Rosie Assoulin S/S 2019 | Source: Courtesy

Hearst is equally specific about accessories, and this season will launch 18-karat gold jewellery fashioned after what was worn in Quentin Massys’ “Christ Presented to the People,” which she saw for the first time at the Prado earlier this year. There is undoubtedly a woman who will swoon for it, although Hearst has yet to figure out a show format that works to communicate the sumptuous nature of her things. She plays the perfect host. (This season, guests were treated to a truffled buffet lunch; the show notes mysteriously smelled of powdered sugar.) But on the runway, the collection somehow comes off looking ordinary.

Gabriela Hearst has a good handle on her client; Rosie Assoulin, who showed her latest collection over the summer, forgoing the madness of September, has a good handle on herself. Her choice to whittle things down to two collections a year speaks to her utter inability to pander. Months later, it's easy to remember the hand-dyed beading and hand-painted watercolor print, her barefoot models wearing floral oven mitts. The collection was chaotic — and joyful — as always.

But there needs to be a way forward. It’s difficult to know what Assoulin’s true aspirations are for her brand — does she want to take it wide, or keep in intimate? Spending more time thinking between collections may let her evolve her ideas further. In the past, Assoulin’s work has influenced mass trends, and maybe this new cadence will let her do that with greater frequency. It keeps things exciting.

Rosetta Getty S/S 2019 | Source: Courtesy

Rosetta Getty’s clothes, while rooted in minimalism, are perhaps most admired for their sexiness, with all their cut-outs, twists and ties. But her brand m.o. is her ongoing dialogue with other female artists. For spring, Los Angeles-based Liz Glynn, who just had a big show at MASS MoCA, created an installation for Getty’s presentation that included painted slabs and ceramic vases, which inspired the collection’s scribble print. There’s a welcome casualness to Getty’s approach that must work well commercially, but the clothes don't always resonate beyond the season. They feel of this time and this time only.

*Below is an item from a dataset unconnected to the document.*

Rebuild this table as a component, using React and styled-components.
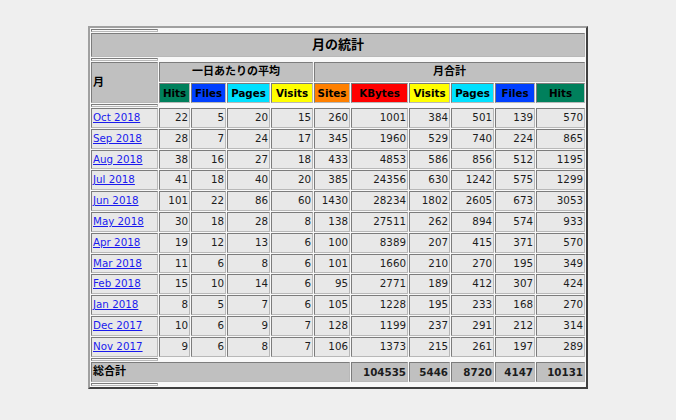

Getty is increasingly focused on building a recognisable brand with hardware details and a customised label. These are nice, thoughtfully executed touches, but they won't get someone to say, "I'm a Rosetta Getty woman." For her to build that sort of loyalty, she's going to have to decide how she's different from the brands that serve a similar customer. Most notably, The Row and Céline. Really, It's something all of these brands need to think about. There are only a finite amount of people who can afford to be, or even want to be, their customers.